▶ **Stated goal**
From the entries below, gather each line containing the word "Write".

···

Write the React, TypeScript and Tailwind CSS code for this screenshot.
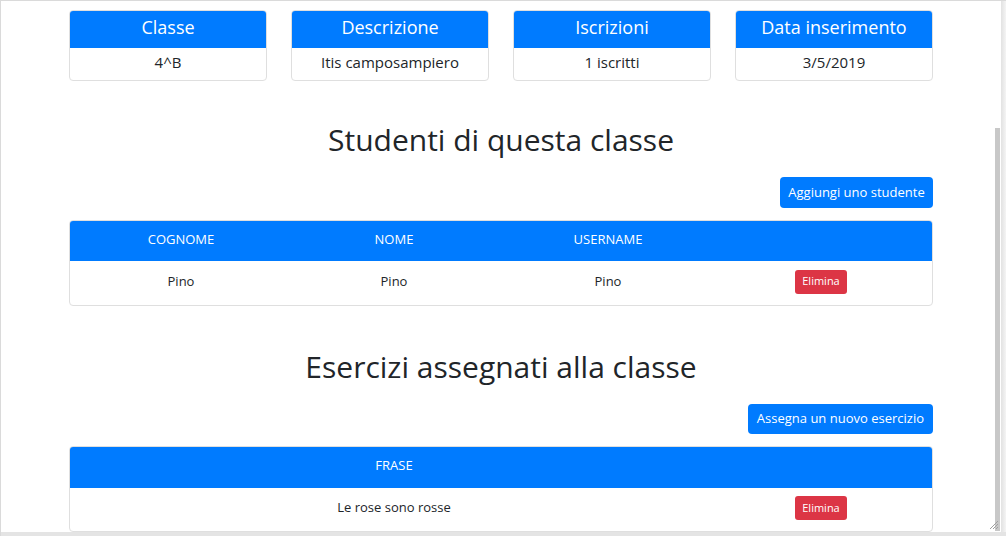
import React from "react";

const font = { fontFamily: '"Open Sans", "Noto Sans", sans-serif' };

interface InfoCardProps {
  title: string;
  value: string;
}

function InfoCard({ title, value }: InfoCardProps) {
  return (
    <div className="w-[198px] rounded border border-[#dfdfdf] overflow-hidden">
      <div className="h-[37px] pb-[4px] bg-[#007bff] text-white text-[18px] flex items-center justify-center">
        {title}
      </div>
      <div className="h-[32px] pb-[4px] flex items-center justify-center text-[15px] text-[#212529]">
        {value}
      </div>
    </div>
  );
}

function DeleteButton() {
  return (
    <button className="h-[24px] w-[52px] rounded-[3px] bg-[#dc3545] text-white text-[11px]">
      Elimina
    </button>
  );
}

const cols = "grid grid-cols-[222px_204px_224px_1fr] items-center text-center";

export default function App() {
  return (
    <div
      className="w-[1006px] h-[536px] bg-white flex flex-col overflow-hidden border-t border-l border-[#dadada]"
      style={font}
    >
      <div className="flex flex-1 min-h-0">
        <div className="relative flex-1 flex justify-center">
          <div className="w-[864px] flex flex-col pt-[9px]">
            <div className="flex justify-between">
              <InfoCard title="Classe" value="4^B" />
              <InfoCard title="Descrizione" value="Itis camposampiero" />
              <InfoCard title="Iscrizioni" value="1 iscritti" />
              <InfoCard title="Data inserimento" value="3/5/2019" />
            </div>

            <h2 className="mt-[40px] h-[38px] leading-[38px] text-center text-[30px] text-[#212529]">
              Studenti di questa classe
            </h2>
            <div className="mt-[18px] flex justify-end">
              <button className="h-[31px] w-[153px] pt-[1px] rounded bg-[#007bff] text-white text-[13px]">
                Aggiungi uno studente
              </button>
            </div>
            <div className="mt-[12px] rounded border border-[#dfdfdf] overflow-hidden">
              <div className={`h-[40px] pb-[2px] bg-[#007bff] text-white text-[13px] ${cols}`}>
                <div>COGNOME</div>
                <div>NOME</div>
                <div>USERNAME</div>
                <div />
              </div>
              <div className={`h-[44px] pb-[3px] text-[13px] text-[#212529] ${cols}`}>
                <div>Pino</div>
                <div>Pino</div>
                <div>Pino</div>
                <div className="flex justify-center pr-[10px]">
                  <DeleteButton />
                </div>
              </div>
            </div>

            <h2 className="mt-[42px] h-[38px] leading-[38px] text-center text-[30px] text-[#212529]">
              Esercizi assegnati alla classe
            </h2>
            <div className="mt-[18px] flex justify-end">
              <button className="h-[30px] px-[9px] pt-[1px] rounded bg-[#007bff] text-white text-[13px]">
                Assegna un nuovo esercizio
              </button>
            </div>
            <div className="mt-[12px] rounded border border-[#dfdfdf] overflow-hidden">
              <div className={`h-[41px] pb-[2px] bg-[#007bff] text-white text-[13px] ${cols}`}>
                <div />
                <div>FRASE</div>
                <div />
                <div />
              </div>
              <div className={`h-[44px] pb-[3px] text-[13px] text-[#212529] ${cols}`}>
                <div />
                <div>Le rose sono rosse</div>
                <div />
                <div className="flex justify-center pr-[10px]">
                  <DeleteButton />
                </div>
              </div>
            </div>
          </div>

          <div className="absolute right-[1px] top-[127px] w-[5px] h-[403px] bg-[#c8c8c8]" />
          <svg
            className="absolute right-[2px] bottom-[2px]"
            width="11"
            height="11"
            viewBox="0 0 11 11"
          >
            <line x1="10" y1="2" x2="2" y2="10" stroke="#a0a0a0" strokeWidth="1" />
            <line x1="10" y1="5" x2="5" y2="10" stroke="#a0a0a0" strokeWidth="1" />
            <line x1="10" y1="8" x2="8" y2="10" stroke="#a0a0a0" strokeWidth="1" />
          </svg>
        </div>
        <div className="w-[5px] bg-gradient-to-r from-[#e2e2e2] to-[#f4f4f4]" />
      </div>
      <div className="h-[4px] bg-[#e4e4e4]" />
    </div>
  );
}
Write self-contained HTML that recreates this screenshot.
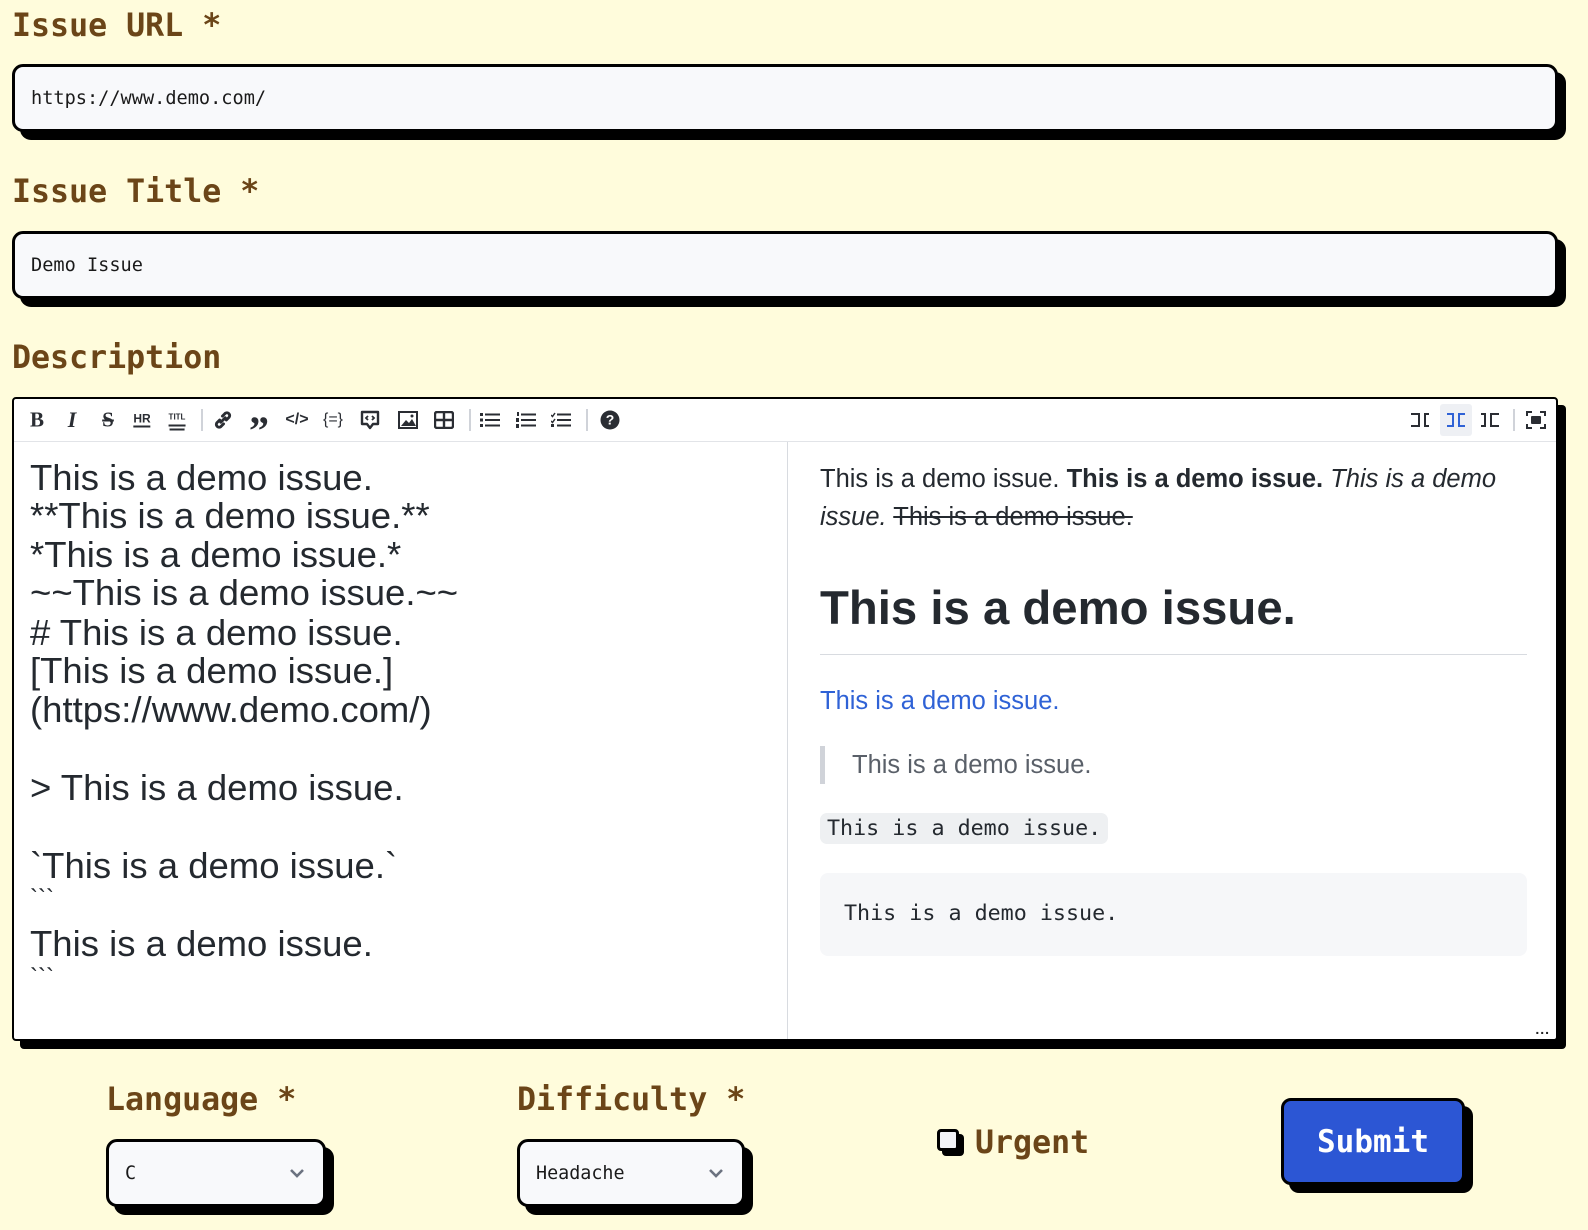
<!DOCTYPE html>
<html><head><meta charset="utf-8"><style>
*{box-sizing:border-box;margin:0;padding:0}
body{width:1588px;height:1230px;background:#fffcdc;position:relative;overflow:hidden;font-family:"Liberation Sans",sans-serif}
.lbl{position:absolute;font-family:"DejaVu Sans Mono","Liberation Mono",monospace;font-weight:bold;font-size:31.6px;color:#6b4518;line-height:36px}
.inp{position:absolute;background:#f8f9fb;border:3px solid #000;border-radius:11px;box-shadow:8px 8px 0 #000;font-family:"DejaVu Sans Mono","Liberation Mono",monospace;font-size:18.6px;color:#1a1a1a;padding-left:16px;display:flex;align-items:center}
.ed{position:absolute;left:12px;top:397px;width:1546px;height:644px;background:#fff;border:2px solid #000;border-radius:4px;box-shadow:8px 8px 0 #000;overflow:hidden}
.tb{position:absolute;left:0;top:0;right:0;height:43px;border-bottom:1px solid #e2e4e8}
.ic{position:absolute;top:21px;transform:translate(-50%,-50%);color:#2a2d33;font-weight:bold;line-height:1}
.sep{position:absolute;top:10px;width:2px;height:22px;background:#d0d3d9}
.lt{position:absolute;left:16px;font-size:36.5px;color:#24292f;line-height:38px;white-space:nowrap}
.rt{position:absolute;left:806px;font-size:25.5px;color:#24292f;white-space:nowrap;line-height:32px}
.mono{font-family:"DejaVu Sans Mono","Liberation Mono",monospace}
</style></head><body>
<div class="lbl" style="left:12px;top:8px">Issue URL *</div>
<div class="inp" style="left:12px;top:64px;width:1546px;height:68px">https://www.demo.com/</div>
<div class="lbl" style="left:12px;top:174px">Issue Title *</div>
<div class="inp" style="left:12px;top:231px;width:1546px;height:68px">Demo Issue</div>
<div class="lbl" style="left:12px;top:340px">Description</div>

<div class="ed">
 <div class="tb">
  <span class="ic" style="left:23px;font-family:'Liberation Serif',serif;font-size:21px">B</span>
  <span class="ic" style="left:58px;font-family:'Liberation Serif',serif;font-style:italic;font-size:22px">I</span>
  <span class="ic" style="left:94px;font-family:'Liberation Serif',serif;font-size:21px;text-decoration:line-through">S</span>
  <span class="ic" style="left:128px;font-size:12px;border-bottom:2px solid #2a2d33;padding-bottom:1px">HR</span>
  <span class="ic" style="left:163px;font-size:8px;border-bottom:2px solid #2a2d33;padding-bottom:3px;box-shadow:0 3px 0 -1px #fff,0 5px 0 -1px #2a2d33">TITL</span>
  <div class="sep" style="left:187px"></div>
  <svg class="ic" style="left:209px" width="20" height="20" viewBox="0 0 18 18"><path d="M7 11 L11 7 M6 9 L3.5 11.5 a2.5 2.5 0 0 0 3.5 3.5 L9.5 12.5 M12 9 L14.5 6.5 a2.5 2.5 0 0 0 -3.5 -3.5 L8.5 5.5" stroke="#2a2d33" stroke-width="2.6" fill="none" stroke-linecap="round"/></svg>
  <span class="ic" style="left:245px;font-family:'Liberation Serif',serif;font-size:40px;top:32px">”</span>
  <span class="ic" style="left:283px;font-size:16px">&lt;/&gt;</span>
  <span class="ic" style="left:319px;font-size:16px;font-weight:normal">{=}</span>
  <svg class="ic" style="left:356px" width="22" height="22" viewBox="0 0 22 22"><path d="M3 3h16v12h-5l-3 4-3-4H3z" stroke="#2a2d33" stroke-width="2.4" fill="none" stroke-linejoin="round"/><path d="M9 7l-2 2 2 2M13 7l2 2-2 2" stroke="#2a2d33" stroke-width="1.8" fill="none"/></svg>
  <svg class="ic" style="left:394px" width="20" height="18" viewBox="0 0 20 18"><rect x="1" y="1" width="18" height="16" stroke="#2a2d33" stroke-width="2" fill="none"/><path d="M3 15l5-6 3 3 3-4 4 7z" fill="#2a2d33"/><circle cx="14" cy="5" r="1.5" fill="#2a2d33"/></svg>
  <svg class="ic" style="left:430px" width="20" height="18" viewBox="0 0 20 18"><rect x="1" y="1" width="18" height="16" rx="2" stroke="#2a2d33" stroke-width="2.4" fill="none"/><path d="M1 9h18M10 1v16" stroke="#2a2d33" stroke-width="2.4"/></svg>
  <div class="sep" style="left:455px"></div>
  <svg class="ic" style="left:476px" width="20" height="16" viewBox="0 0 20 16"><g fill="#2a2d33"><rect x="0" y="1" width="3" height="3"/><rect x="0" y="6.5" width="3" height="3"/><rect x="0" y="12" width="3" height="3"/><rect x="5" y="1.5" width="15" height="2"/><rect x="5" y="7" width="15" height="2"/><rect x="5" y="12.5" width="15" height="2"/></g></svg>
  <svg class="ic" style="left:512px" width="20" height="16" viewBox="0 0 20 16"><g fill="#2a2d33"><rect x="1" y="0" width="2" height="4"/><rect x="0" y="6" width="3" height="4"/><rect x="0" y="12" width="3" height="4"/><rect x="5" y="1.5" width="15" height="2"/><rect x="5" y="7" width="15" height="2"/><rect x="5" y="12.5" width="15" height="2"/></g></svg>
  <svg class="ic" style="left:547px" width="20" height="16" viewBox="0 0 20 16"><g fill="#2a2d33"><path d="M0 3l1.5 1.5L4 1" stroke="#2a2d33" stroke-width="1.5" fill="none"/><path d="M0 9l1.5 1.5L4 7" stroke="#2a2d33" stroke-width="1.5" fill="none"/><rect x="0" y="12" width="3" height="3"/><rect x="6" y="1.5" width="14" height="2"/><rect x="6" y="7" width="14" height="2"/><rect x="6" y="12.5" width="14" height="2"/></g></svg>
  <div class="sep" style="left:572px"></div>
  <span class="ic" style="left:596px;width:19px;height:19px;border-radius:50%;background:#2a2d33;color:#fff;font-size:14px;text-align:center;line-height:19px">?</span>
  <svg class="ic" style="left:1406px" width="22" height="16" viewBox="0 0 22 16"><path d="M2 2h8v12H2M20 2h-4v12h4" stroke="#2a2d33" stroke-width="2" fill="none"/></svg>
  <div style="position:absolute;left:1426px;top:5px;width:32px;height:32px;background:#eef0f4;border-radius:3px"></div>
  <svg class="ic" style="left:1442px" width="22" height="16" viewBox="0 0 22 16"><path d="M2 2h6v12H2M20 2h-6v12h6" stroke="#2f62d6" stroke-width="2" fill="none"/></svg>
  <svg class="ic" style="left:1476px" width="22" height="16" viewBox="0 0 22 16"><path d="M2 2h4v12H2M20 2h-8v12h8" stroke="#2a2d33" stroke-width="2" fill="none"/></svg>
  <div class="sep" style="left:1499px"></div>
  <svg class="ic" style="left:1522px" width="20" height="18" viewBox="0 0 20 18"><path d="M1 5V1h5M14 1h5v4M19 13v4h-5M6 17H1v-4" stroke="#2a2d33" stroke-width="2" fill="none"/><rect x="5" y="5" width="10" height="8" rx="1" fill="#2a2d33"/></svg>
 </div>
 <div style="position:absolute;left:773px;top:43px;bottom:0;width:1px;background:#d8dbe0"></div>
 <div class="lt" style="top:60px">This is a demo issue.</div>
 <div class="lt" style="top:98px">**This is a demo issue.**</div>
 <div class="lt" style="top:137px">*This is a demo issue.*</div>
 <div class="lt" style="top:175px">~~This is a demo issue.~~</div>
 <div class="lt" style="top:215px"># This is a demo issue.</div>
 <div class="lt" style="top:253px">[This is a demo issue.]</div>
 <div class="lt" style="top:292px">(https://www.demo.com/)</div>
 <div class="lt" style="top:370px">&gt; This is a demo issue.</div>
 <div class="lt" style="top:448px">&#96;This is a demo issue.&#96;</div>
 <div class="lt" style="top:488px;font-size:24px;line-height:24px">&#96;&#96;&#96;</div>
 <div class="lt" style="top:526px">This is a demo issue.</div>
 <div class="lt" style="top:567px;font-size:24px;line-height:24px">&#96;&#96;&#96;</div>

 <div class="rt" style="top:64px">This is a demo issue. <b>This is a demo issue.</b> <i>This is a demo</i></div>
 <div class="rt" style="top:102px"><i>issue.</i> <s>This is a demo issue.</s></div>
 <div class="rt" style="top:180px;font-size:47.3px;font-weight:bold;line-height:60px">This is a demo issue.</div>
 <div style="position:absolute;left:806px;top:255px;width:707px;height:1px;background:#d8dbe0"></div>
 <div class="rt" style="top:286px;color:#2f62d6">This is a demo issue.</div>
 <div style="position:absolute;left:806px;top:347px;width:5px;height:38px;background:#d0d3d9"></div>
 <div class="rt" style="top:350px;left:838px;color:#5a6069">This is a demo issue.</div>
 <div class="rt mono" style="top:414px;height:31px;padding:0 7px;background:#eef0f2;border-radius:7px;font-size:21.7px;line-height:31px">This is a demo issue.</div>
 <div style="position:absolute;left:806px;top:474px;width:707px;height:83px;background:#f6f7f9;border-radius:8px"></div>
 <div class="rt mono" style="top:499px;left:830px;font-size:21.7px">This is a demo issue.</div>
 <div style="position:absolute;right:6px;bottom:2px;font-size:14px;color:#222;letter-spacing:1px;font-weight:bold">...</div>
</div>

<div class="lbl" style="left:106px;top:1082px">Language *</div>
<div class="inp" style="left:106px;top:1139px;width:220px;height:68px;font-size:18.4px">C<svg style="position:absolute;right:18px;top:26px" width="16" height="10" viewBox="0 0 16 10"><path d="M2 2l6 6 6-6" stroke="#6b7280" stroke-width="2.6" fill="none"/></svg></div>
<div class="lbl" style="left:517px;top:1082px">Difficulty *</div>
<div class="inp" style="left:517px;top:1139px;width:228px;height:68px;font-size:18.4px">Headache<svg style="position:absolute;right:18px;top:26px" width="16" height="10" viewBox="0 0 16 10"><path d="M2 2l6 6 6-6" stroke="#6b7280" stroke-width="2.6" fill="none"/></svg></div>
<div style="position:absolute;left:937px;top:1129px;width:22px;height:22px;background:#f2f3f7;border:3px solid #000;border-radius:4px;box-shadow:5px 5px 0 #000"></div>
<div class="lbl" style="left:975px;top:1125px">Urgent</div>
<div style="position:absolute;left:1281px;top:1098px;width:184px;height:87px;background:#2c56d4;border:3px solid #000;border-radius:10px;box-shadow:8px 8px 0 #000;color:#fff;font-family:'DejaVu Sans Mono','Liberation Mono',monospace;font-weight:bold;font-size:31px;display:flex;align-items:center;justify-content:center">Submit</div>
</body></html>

···

▶ **Completed task**
Write the React, TypeScript and Tailwind CSS code for this screenshot.
Write self-contained HTML that recreates this screenshot.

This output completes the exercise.